É já hoje indisfarçável a desilusão de todos quantos, há dois anos, se quiseram libertar das políticas da direita, então desenvolvidas pelos governos de Durão Barroso e de Santana Lopes. O actual governo não só as prosseguiu como, em muitos casos, as aprofundou, sendo exemplo as intenções já manifestadas sobre a revisão do Código de Trabalho, o continuado encerramento de serviços públicos, a perda progressiva de poder de compra, a degradação das pensões de aposentação ou a liquidação de direitos conquistados nos mais de 30 anos de democracia. Na Educação, o futuro torna-se ainda mais preocupante, na medida em que, como é do domínio público, a actual equipa ministerial encontra-se descredibilizada e, também por essa razão, incapaz de responder positivamente aos exigentes desafios que se lhe colocam.

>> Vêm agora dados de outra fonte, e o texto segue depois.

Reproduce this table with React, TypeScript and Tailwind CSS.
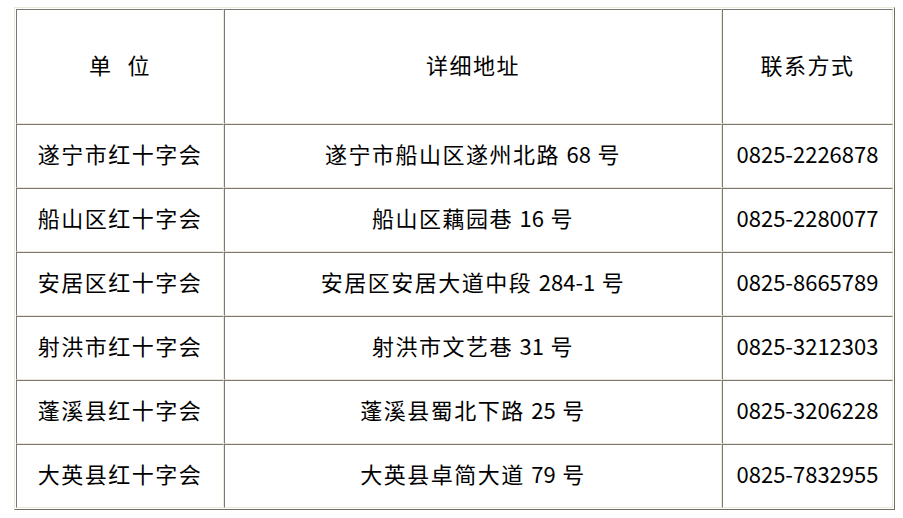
import React from "react";

// 红十字会联系方式表
const ROWS = [
  { unit: "遂宁市红十字会", addr: "遂宁市船山区遂州北路 68 号", tel: "0825-2226878" },
  { unit: "船山区红十字会", addr: "船山区藕园巷 16 号", tel: "0825-2280077" },
  { unit: "安居区红十字会", addr: "安居区安居大道中段 284-1 号", tel: "0825-8665789" },
  { unit: "射洪市红十字会", addr: "射洪市文艺巷 31 号", tel: "0825-3212303" },
  { unit: "蓬溪县红十字会", addr: "蓬溪县蜀北下路 25 号", tel: "0825-3206228" },
  { unit: "大英县红十字会", addr: "大英县卓简大道 79 号", tel: "0825-7832955" },
];

const cell =
  "border border-t-[#7a7870] border-l-[#7a7870] border-b-[#ECE9D8] border-r-[#ECE9D8] text-center align-middle px-0 pt-0";

// digits keep normal spacing, Chinese gets a little extra
function Mixed({ text }: { text: string }) {
  const parts = text.split(/([0-9\-]+)/);
  return (
    <>
      {parts.map((p, i) =>
        /^[0-9\-]+$/.test(p) ? (
          <span key={i} className="tracking-normal">
            {p}
          </span>
        ) : (
          <span key={i}>{p}</span>
        )
      )}
    </>
  );
}

export default function App() {
  return (
    <div
      className="bg-white min-h-screen pt-[7px] pl-[14px] text-black text-[22px]"
      style={{ fontFamily: '"Noto Sans CJK SC", "Noto Sans", sans-serif' }}
    >
      <table className="table-fixed w-[881px] border-separate border-spacing-0 border border-t-[#ECE9D8] border-l-[#ECE9D8] border-b-[#716F64] border-r-[#716F64] p-px">
        <colgroup>
          <col className="w-[208px]" />
          <col className="w-[498px]" />
          <col className="w-[171px]" />
        </colgroup>
        <tbody>
          <tr className="h-[115px]">
            <td className={`${cell} pb-[4px] tracking-[1.5px]`}>
              单<span className="inline-block w-[15px]" />位
            </td>
            <td className={`${cell} pb-[4px] tracking-[1.5px]`}>详细地址</td>
            <td className={`${cell} pb-[4px] tracking-[1.5px]`}>联系方式</td>
          </tr>
          {ROWS.map((r) => (
            <tr key={r.unit} className="h-[64px]">
              <td className={`${cell} pb-[5px] tracking-[1.5px]`}>{r.unit}</td>
              <td className={`${cell} pb-[5px] tracking-[1.5px]`}>
                <Mixed text={r.addr} />
              </td>
              <td className={`${cell} pb-[5px]`}>{r.tel}</td>
            </tr>
          ))}
        </tbody>
      </table>
    </div>
  );
}
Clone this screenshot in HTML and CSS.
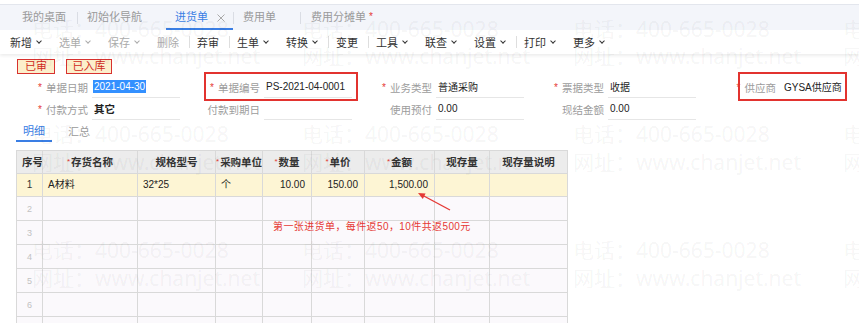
FILE: index.html
```html
<!DOCTYPE html>
<html lang="zh-CN">
<head>
<meta charset="utf-8">
<title>进货单</title>
<link rel="stylesheet" href="styles.css">
</head>
<body>
<div class="page">
  <div class="tabbar">
    <span class="tab t1">我的桌面</span>
    <span class="tsep s1"></span>
    <span class="tab t2">初始化导航</span>
    <span class="tab active">进货单<svg class="close" width="8" height="8" viewBox="0 0 8 8"><path d="M0.5 0.5L7.5 7.5M7.5 0.5L0.5 7.5" stroke="#a9a9a9" stroke-width="1"/></svg></span>
    <span class="tsep"></span>
    <span class="tab t3">费用单</span>
    <span class="tsep s3"></span>
    <span class="tab t4">费用分摊单<i class="dot">*</i></span>
  </div>

  <div class="toolbar">
    <span class="tb">新增<i class="chev"></i></span>
    <span class="tb dis">选单<i class="chev"></i></span>
    <span class="tb dis">保存<i class="chev"></i></span>
    <span class="tb dis">删除</span>
    <span class="tbsep"></span>
    <span class="tb">弃审</span>
    <span class="tbsep"></span>
    <span class="tb">生单<i class="chev"></i></span>
    <span class="tb">转换<i class="chev"></i></span>
    <span class="tbsep"></span>
    <span class="tb">变更</span>
    <span class="tbsep"></span>
    <span class="tb">工具<i class="chev"></i></span>
    <span class="tb">联查<i class="chev"></i></span>
    <span class="tb">设置<i class="chev"></i></span>
    <span class="tbsep"></span>
    <span class="tb">打印<i class="chev"></i></span>
    <span class="tb">更多<i class="chev"></i></span>
  </div>

  <div class="stamps">
    <span class="stamp st1">已审</span>
    <span class="stamp st2">已入库</span>
  </div>

  <div class="form">
    <div class="field"><label><i class="req">*</i>单据日期</label><div class="val"><span class="sel">2021-04-30</span></div></div>
    <div class="field"><label><i class="req">*</i>单据编号</label><div class="val">PS-2021-04-0001</div></div>
    <div class="field"><label><i class="req">*</i>业务类型</label><div class="val">普通采购</div></div>
    <div class="field"><label><i class="req">*</i>票据类型</label><div class="val">收据</div></div>
    <div class="field"><label><i class="req">*</i>供应商</label><div class="val nol">GYSA供应商</div></div>
    <div class="field"><label><i class="req">*</i>付款方式</label><div class="val"><b>其它</b></div></div>
    <div class="field"><label>付款到期日</label><div class="val"></div></div>
    <div class="field"><label>使用预付</label><div class="val">0.00</div></div>
    <div class="field"><label>现结金额</label><div class="val">0.00</div></div>
    <span class="mark m1"></span>
    <span class="mark m2"></span>
  </div>

  <div class="subtabs">
    <span class="stab on">明细</span>
    <span class="stab off">汇总</span>
  </div>

  <table class="grid">
    <colgroup>
      <col class="w26"><col class="w95"><col class="w78"><col class="w47"><col class="w49"><col class="w53"><col class="w70"><col class="w55"><col class="w78">
    </colgroup>
    <thead>
      <tr>
        <th>序号</th>
        <th><i class="hr">*</i>存货名称</th>
        <th>规格型号</th>
        <th class="tight"><i class="hr">*</i>采购单位</th>
        <th><i class="hr">*</i>数量</th>
        <th><i class="hr">*</i>单价</th>
        <th><i class="hr">*</i>金额</th>
        <th>现存量</th>
        <th>现存量说明</th>
      </tr>
    </thead>
    <tbody>
      <tr class="cur">
        <td class="n">1</td><td>A材料</td><td>32*25</td><td>个</td><td class="r">10.00</td><td class="r">150.00</td><td class="r">1,500.00</td><td></td><td></td>
      </tr>
      <tr><td class="n">2</td><td></td><td></td><td></td><td></td><td></td><td></td><td></td><td></td></tr>
      <tr><td class="n">3</td><td></td><td></td><td></td><td></td><td></td><td></td><td></td><td></td></tr>
      <tr><td class="n">4</td><td></td><td></td><td></td><td></td><td></td><td></td><td></td><td></td></tr>
      <tr><td class="n">5</td><td></td><td></td><td></td><td></td><td></td><td></td><td></td><td></td></tr>
      <tr><td class="n">6</td><td></td><td></td><td></td><td></td><td></td><td></td><td></td><td></td></tr>
      <tr><td class="n">7</td><td></td><td></td><td></td><td></td><td></td><td></td><td></td><td></td></tr>
    </tbody>
  </table>

  <div class="note">第一张进货单，每件返50，10件共返500元</div>
  <svg class="arrow" width="44" height="28" viewBox="0 0 44 28">
    <line x1="38" y1="24" x2="10" y2="9" stroke="#e53935" stroke-width="1.4"/>
    <polygon points="6,7 13.6,7.6 10.8,13" fill="#e53935"/>
  </svg>

  <div class="wm">
    <span class="tel y1 x1">电话：400-665-0028</span>
    <span class="tel y1 x2">电话：400-665-0028</span>
    <span class="tel y1 x3">电话：400-665-0028</span>
    <span class="tel y1 x4">电话：400-665-0028</span>
    <span class="web y2 x1">网址：www.chanjet.net</span>
    <span class="web y2 x2">网址：www.chanjet.net</span>
    <span class="web y2 x3">网址：www.chanjet.net</span>
    <span class="web y2 x4">网址：www.chanjet.net</span>
    <span class="tel y3 x1">电话：400-665-0028</span>
    <span class="tel y3 x2">电话：400-665-0028</span>
    <span class="tel y3 x3">电话：400-665-0028</span>
    <span class="tel y3 x4">电话：400-665-0028</span>
    <span class="web y4 x1">网址：www.chanjet.net</span>
    <span class="web y4 x2">网址：www.chanjet.net</span>
    <span class="web y4 x3">网址：www.chanjet.net</span>
    <span class="web y4 x4">网址：www.chanjet.net</span>
    <span class="tel y5 x1">电话：400-665-0028</span>
    <span class="tel y5 x2">电话：400-665-0028</span>
    <span class="tel y5 x3">电话：400-665-0028</span>
    <span class="tel y5 x4">电话：400-665-0028</span>
    <span class="web y6 x1">网址：www.chanjet.net</span>
    <span class="web y6 x2">网址：www.chanjet.net</span>
    <span class="web y6 x3">网址：www.chanjet.net</span>
    <span class="web y6 x4">网址：www.chanjet.net</span>
  </div>
</div>
</body>
</html>
```

FILE: styles.css
```css
* { box-sizing: border-box; margin: 0; padding: 0; }
html, body { width: 859px; height: 323px; overflow: hidden; background: #fff; }
body {
  font-family: "Liberation Sans", "Noto Sans CJK SC", sans-serif;
  font-size: 11px;
  color: #333;
}
i { font-style: normal; }
.page { position: relative; width: 859px; height: 323px; overflow: hidden; }

/* top tabs */
.tabbar {
  margin-top: 4px;
  height: 26px;
  border-top: 1px solid #e3e6ed;
  background: #f3f5fa;
  display: flex;
  align-items: center;
  font-size: 11px;
  color: #9a9a9a;
}
.tab { white-space: nowrap; line-height: 1; }
.t1 { margin-left: 22px; }
.tsep { width: 1px; height: 12px; background: #dadde4; }
.s1 { margin-left: 11px; }
.t2 { margin-left: 9px; }
.tab.active {
  margin-left: 24px;
  align-self: stretch;
  display: flex;
  align-items: center;
  padding: 2px 8px 0 9px;
  border-bottom: 2px solid #3a7ee4;
  color: #3a7ee4;
}
.close { margin-left: 9px; }
.t3 { margin-left: 9px; }
.s3 { margin-left: 24px; }
.t4 { margin-left: 10px; }
.dot { color: #e53935; margin-left: 3px; font-size: 10px; vertical-align: top; }

/* toolbar */
.toolbar {
  position: relative;
  z-index: 1;
  height: 24px;
  display: flex;
  align-items: center;
  padding-left: 10px;
  background: #fff;
  box-shadow: 0 2px 3px rgba(0, 0, 0, 0.07);
  font-size: 11px;
  color: #333;
}
.tb { display: flex; align-items: center; margin-right: 17px; white-space: nowrap; }
.tb.dis { color: #ababab; }
.chev {
  display: block;
  width: 4px;
  height: 4px;
  border-right: 1.2px solid currentColor;
  border-bottom: 1.2px solid currentColor;
  transform: rotate(45deg);
  margin: -3px 1px 0 5px;
}
.tbsep { width: 1px; height: 12px; background: #dedede; margin: 0 7px 0 -7px; }

/* stamps */
.stamps { display: flex; gap: 11px; padding-left: 17px; margin-top: 5px; height: 15px; }
.stamp {
  height: 15px;
  border: 1.5px solid #d8322f;
  background: #fcefcb;
  color: #d02a22;
  font-size: 11px;
  line-height: 1;
  display: flex;
  align-items: center;
  justify-content: center;
}
.st1 { width: 38px; }
.st2 { width: 46px; }

/* form */
.form {
  position: relative;
  display: grid;
  grid-template-columns: repeat(5, 166px);
  column-gap: 6px;
  grid-auto-rows: 22px;
  padding-left: 16px;
  margin-top: 2px;
}
.field { display: flex; align-items: stretch; }
.field label {
  width: 72px;
  margin-right: 4px;
  display: flex;
  align-items: center;
  justify-content: flex-end;
  color: #9c9c9c;
  font-size: 10.5px;
  white-space: nowrap;
}
.req { color: #e53935; margin-right: 4px; font-size: 10px; }
.val {
  width: 88px;
  border-bottom: 1px solid #e6e6e6;
  padding-left: 2px;
  display: flex;
  align-items: center;
  color: #222;
  font-size: 10px;
  white-space: nowrap;
}
.val.nol { border-bottom-color: transparent; padding-left: 4px; }
.val b { font-size: 10.5px; }
.sel { background: #3390ff; color: #fff; padding: 1px 1px; margin-left: -1px; }
.mark { position: absolute; border: 2px solid #e2332f; pointer-events: none; }
.m1 { left: 204px; top: -4px; width: 154px; height: 29px; }
.m2 { left: 738px; top: -4px; width: 109px; height: 29px; }

/* sub tabs */
.subtabs { display: flex; height: 22px; padding-left: 16px; font-size: 11px; }
.stab { display: flex; align-items: center; justify-content: center; color: #9a9a9a; }
.stab.on { width: 36px; color: #3a7ee4; border-bottom: 2px solid #3a7ee4; }
.stab.off { margin-left: 16px; }

/* grid */
.grid {
  margin: 8px 0 0 16px;
  border-collapse: collapse;
  table-layout: fixed;
  width: 551px;
  font-size: 10px;
}
.w26 { width: 26px; } .w95 { width: 95px; } .w78 { width: 78px; } .w47 { width: 47px; }
.w49 { width: 49px; } .w53 { width: 53px; } .w70 { width: 70px; } .w55 { width: 55px; }
.grid th, .grid td {
  border: 1px solid #d9d9d9;
  padding: 0 5px;
  white-space: nowrap;
  overflow: hidden;
  line-height: 12px;
}
.grid th {
  height: 23px;
  background: #ececec;
  font-weight: bold;
  font-size: 10.5px;
  color: #333;
  text-align: center;
}
.grid th.tight { padding: 0; }
.hr { color: #e53935; font-size: 8px; vertical-align: top; margin-right: 1px; font-weight: normal; }
.grid td { height: 24px; background: #fbf9fc; color: #222; }
.grid tr.cur td { height: 23px; background: #fdf5d4; }
.grid td.n { text-align: center; padding: 0; color: #c2c2c2; font-size: 9px; }
.grid tr.cur td.n { color: #333; font-size: 10px; }
.grid td.r { text-align: right; padding-right: 6px; }

/* annotations */
.note {
  position: absolute;
  left: 273px;
  top: 221px;
  font-size: 10px;
  line-height: 12px;
  letter-spacing: 0.4px;
  color: #e53935;
  white-space: nowrap;
}
.arrow { position: absolute; left: 412px; top: 186px; }

/* watermark */
.wm { position: absolute; inset: 0; pointer-events: none; z-index: 5; }
.wm span {
  position: absolute;
  font-family: "Noto Sans", "Noto Sans CJK SC", sans-serif;
  font-size: 21px;
  line-height: 22px;
  color: rgba(0, 0, 0, 0.055);
  white-space: nowrap;
}
.y1 { top: 18px; } .y2 { top: 45px; }
.y3 { top: 123px; } .y4 { top: 151px; }
.y5 { top: 239px; } .y6 { top: 267px; }
.x1 { left: 32px; } .x2 { left: 302px; } .x3 { left: 573px; } .x4 { left: 843px; }
```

Foi justa toda a luta que os professores, com os restantes trabalhadores, desenvolveram em 2006/2007. Uma luta que terá de continuar e de crescer em dimensão, pois só assim será possível alterar o rumo negativo das políticas do Governo. O dia 18 de Outubro, como antes se referiu, deverá ser uma grandiosa jornada de luta de todos os trabalhadores, no qual a FENPROF se envolverá de forma empenhada.

No que respeita ao progressivo e visível empobrecimento da nossa democracia, que resulta da própria acção do Governo, a FENPROF, assumindo as suas responsabilidades sociais e políticas, continuará a contribuir para a consolidação e aprofundamento do Estado Democrático exercendo, sem hesitação nem medo, todos os direitos e liberdades que o 25 de Abril de 1974 devolveu aos portugueses e às portuguesas.